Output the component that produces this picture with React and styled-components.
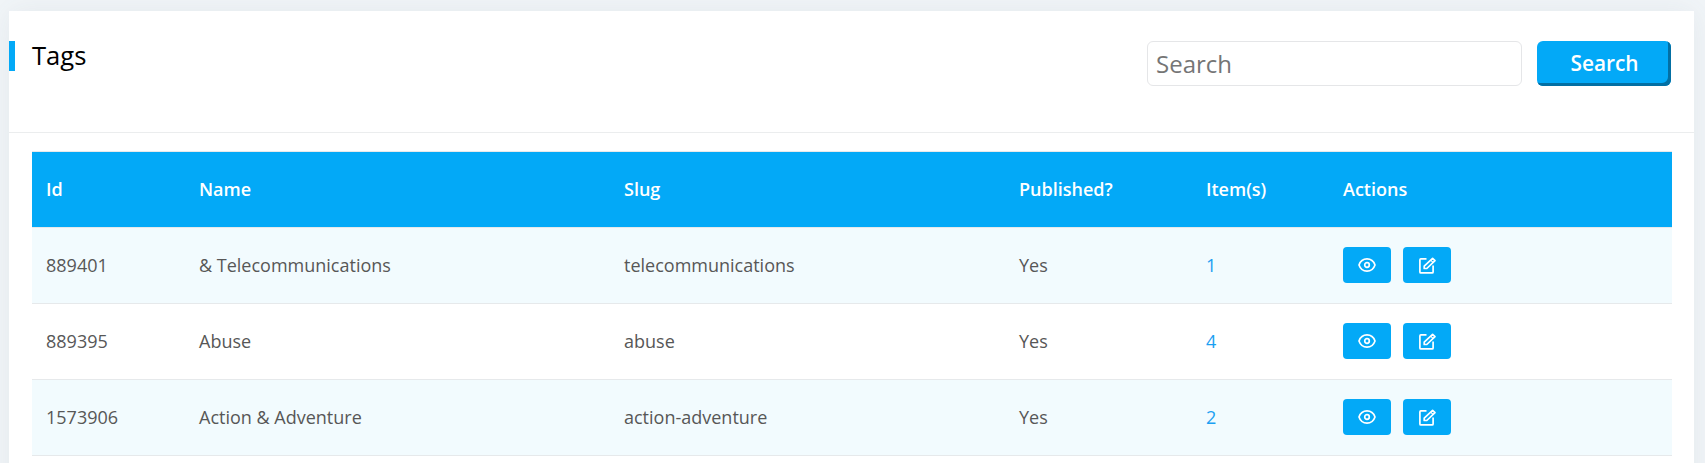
import React from "react";
import styled, { createGlobalStyle } from "styled-components";

const Global = createGlobalStyle`
  * { box-sizing: border-box; }
  body {
    margin: 0;
    background: #f1f5f8;
    font-family: "Open Sans", sans-serif;
    color: #575962;
    overflow: hidden;
  }
`;

const Page = styled.main`
  height: 463px;
  padding: 11px 11px 0 9px;
  overflow: hidden;
`;

const Card = styled.section`
  min-height: 600px;
  background: #fff;
  box-shadow: 0 0 28px rgba(82, 95, 105, 0.08);
`;

const CardHeader = styled.header`
  display: flex;
  align-items: flex-start;
  justify-content: space-between;
  height: 122px;
  padding: 30px 23px 0 0;
  border-bottom: 1px solid #ebedee;
`;

const Title = styled.h1`
  margin: 0;
  padding: 0 0 1px 17px;
  border-left: 6px solid #03a9f7;
  font-size: 25.6px;
  font-weight: 400;
  line-height: 29px;
  color: #000;
`;

const SearchForm = styled.form`
  display: flex;
  gap: 15px;
`;

const SearchInput = styled.input`
  width: 375px;
  height: 45px;
  padding: 0 8px;
  border: 1px solid #e5e6e8;
  border-radius: 6px;
  font: 400 24px "Open Sans", sans-serif;
  outline: none;
  &::placeholder { color: #757575; }
`;

const SearchButton = styled.button`
  width: 134px;
  height: 45px;
  padding: 0 0 1px 1px;
  border: 0;
  border-radius: 6px;
  background: #03a9f7;
  box-shadow: inset -3px -3px 0 #036fa3;
  color: #fff;
  font: 600 20.8px "Open Sans", sans-serif;
`;

const TableWrap = styled.div`
  padding: 18px 22px 0 23px;
`;

const Table = styled.table`
  width: 100%;
  table-layout: fixed;
  border-collapse: separate;
  border-spacing: 0;
  font-size: 18px;
  color: #575757;
`;

const Col = styled.col`
  width: ${(p) => (p.$w ? `${p.$w}px` : "auto")};
`;

const Row = styled.tr`
  height: 76px;
  &:nth-child(odd) { background: #f2fbfe; }
`;

const HeadCell = styled.th`
  height: 76px;
  padding: 0 14px 1px;
  border-top: 1px solid #e7e9eb;
  background: #03a9f7;
  background-clip: padding-box;
  color: #fff;
  font-weight: 600;
  text-align: left;
`;

const Cell = styled.td`
  padding: 0 14px 1px;
  border-top: 1px solid #e6e9eb;
`;

const ItemLink = styled.a`
  color: #1ba0f2;
  text-decoration: none;
`;

const Actions = styled.div`
  display: flex;
  gap: 12px;
`;

const ActionButton = styled.button`
  display: flex;
  align-items: center;
  justify-content: center;
  width: 48px;
  height: 36px;
  padding: 0;
  border: 0;
  border-radius: 4px;
  background: #03a9f7;
  color: #fff;
`;

const Icon = styled.svg`
  width: 20px;
  height: 20px;
  fill: none;
  stroke: currentColor;
  stroke-width: 1.7;
  stroke-linejoin: round;
`;

const EyeIcon = () => (
  <Icon viewBox="0 0 20 20">
    <path d="M2 10C3.300 6.200 6.300 3.900 10 3.900S16.700 6.200 18 10C16.700 13.800 13.700 16.100 10 16.100S3.300 13.800 2 10Z" />
    <circle cx="10" cy="10" r="2.300" />
  </Icon>
);

const EditIcon = () => (
  <Icon viewBox="0 0 20 20">
    <path d="M9.500 3.900H3.900Q2.900 3.900 2.900 4.900V16.900Q2.900 17.900 3.900 17.900H15.100Q16.100 17.900 16.100 16.900V10.500" />
    <path d="M15.600 3.300L18 5.700L9.800 13.500H7.200V11.200Z" />
    <path d="M13.700 5.200L16.100 7.500" strokeWidth="1.100" />
  </Icon>
);

const widths = [153, 425, 395, 187, 137, 0];
const headings = ["Id", "Name", "Slug", "Published?", "Item(s)", "Actions"];
const tags = [
  { id: 889401, name: "& Telecommunications", slug: "telecommunications", items: 1 },
  { id: 889395, name: "Abuse", slug: "abuse", items: 4 },
  { id: 1573906, name: "Action & Adventure", slug: "action-adventure", items: 2 },
];

export default function App() {
  return (
    <Page>
      <Global />
      <Card>
        <CardHeader>
          <Title>Tags</Title>
          <SearchForm>
            <SearchInput placeholder="Search" />
            <SearchButton type="button">Search</SearchButton>
          </SearchForm>
        </CardHeader>
        <TableWrap>
          <Table>
            <colgroup>{widths.map((w, i) => <Col key={i} $w={w} />)}</colgroup>
            <thead>
              <tr>{headings.map((h) => <HeadCell key={h}>{h}</HeadCell>)}</tr>
            </thead>
            <tbody>
              {tags.map((t) => (
                <Row key={t.id}>
                  <Cell>{t.id}</Cell>
                  <Cell>{t.name}</Cell>
                  <Cell>{t.slug}</Cell>
                  <Cell>Yes</Cell>
                  <Cell><ItemLink href="#">{t.items}</ItemLink></Cell>
                  <Cell>
                    <Actions>
                      <ActionButton aria-label="View"><EyeIcon /></ActionButton>
                      <ActionButton aria-label="Edit"><EditIcon /></ActionButton>
                    </Actions>
                  </Cell>
                </Row>
              ))}
              <Row><Cell colSpan={6} /></Row>
            </tbody>
          </Table>
        </TableWrap>
      </Card>
    </Page>
  );
}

• TASK GOAL: Write out each line again precisely as it appears, skipping every picture.

• FULL SOLUTION:
Output the component that produces this picture with React and styled-components.
import React from "react";
import styled, { createGlobalStyle } from "styled-components";

const Global = createGlobalStyle`
  * { box-sizing: border-box; }
  body {
    margin: 0;
    background: #f1f5f8;
    font-family: "Open Sans", sans-serif;
    color: #575962;
    overflow: hidden;
  }
`;

const Page = styled.main`
  height: 463px;
  padding: 11px 11px 0 9px;
  overflow: hidden;
`;

const Card = styled.section`
  min-height: 600px;
  background: #fff;
  box-shadow: 0 0 28px rgba(82, 95, 105, 0.08);
`;

const CardHeader = styled.header`
  display: flex;
  align-items: flex-start;
  justify-content: space-between;
  height: 122px;
  padding: 30px 23px 0 0;
  border-bottom: 1px solid #ebedee;
`;

const Title = styled.h1`
  margin: 0;
  padding: 0 0 1px 17px;
  border-left: 6px solid #03a9f7;
  font-size: 25.6px;
  font-weight: 400;
  line-height: 29px;
  color: #000;
`;

const SearchForm = styled.form`
  display: flex;
  gap: 15px;
`;

const SearchInput = styled.input`
  width: 375px;
  height: 45px;
  padding: 0 8px;
  border: 1px solid #e5e6e8;
  border-radius: 6px;
  font: 400 24px "Open Sans", sans-serif;
  outline: none;
  &::placeholder { color: #757575; }
`;

const SearchButton = styled.button`
  width: 134px;
  height: 45px;
  padding: 0 0 1px 1px;
  border: 0;
  border-radius: 6px;
  background: #03a9f7;
  box-shadow: inset -3px -3px 0 #036fa3;
  color: #fff;
  font: 600 20.8px "Open Sans", sans-serif;
`;

const TableWrap = styled.div`
  padding: 18px 22px 0 23px;
`;

const Table = styled.table`
  width: 100%;
  table-layout: fixed;
  border-collapse: separate;
  border-spacing: 0;
  font-size: 18px;
  color: #575757;
`;

const Col = styled.col`
  width: ${(p) => (p.$w ? `${p.$w}px` : "auto")};
`;

const Row = styled.tr`
  height: 76px;
  &:nth-child(odd) { background: #f2fbfe; }
`;

const HeadCell = styled.th`
  height: 76px;
  padding: 0 14px 1px;
  border-top: 1px solid #e7e9eb;
  background: #03a9f7;
  background-clip: padding-box;
  color: #fff;
  font-weight: 600;
  text-align: left;
`;

const Cell = styled.td`
  padding: 0 14px 1px;
  border-top: 1px solid #e6e9eb;
`;

const ItemLink = styled.a`
  color: #1ba0f2;
  text-decoration: none;
`;

const Actions = styled.div`
  display: flex;
  gap: 12px;
`;

const ActionButton = styled.button`
  display: flex;
  align-items: center;
  justify-content: center;
  width: 48px;
  height: 36px;
  padding: 0;
  border: 0;
  border-radius: 4px;
  background: #03a9f7;
  color: #fff;
`;

const Icon = styled.svg`
  width: 20px;
  height: 20px;
  fill: none;
  stroke: currentColor;
  stroke-width: 1.7;
  stroke-linejoin: round;
`;

const EyeIcon = () => (
  <Icon viewBox="0 0 20 20">
    <path d="M2 10C3.300 6.200 6.300 3.900 10 3.900S16.700 6.200 18 10C16.700 13.800 13.700 16.100 10 16.100S3.300 13.800 2 10Z" />
    <circle cx="10" cy="10" r="2.300" />
  </Icon>
);

const EditIcon = () => (
  <Icon viewBox="0 0 20 20">
    <path d="M9.500 3.900H3.900Q2.900 3.900 2.900 4.900V16.900Q2.900 17.900 3.900 17.900H15.100Q16.100 17.900 16.100 16.900V10.500" />
    <path d="M15.600 3.300L18 5.700L9.800 13.500H7.200V11.200Z" />
    <path d="M13.700 5.200L16.100 7.500" strokeWidth="1.100" />
  </Icon>
);

const widths = [153, 425, 395, 187, 137, 0];
const headings = ["Id", "Name", "Slug", "Published?", "Item(s)", "Actions"];
const tags = [
  { id: 889401, name: "& Telecommunications", slug: "telecommunications", items: 1 },
  { id: 889395, name: "Abuse", slug: "abuse", items: 4 },
  { id: 1573906, name: "Action & Adventure", slug: "action-adventure", items: 2 },
];

export default function App() {
  return (
    <Page>
      <Global />
      <Card>
        <CardHeader>
          <Title>Tags</Title>
          <SearchForm>
            <SearchInput placeholder="Search" />
            <SearchButton type="button">Search</SearchButton>
          </SearchForm>
        </CardHeader>
        <TableWrap>
          <Table>
            <colgroup>{widths.map((w, i) => <Col key={i} $w={w} />)}</colgroup>
            <thead>
              <tr>{headings.map((h) => <HeadCell key={h}>{h}</HeadCell>)}</tr>
            </thead>
            <tbody>
              {tags.map((t) => (
                <Row key={t.id}>
                  <Cell>{t.id}</Cell>
                  <Cell>{t.name}</Cell>
                  <Cell>{t.slug}</Cell>
                  <Cell>Yes</Cell>
                  <Cell><ItemLink href="#">{t.items}</ItemLink></Cell>
                  <Cell>
                    <Actions>
                      <ActionButton aria-label="View"><EyeIcon /></ActionButton>
                      <ActionButton aria-label="Edit"><EditIcon /></ActionButton>
                    </Actions>
                  </Cell>
                </Row>
              ))}
              <Row><Cell colSpan={6} /></Row>
            </tbody>
          </Table>
        </TableWrap>
      </Card>
    </Page>
  );
}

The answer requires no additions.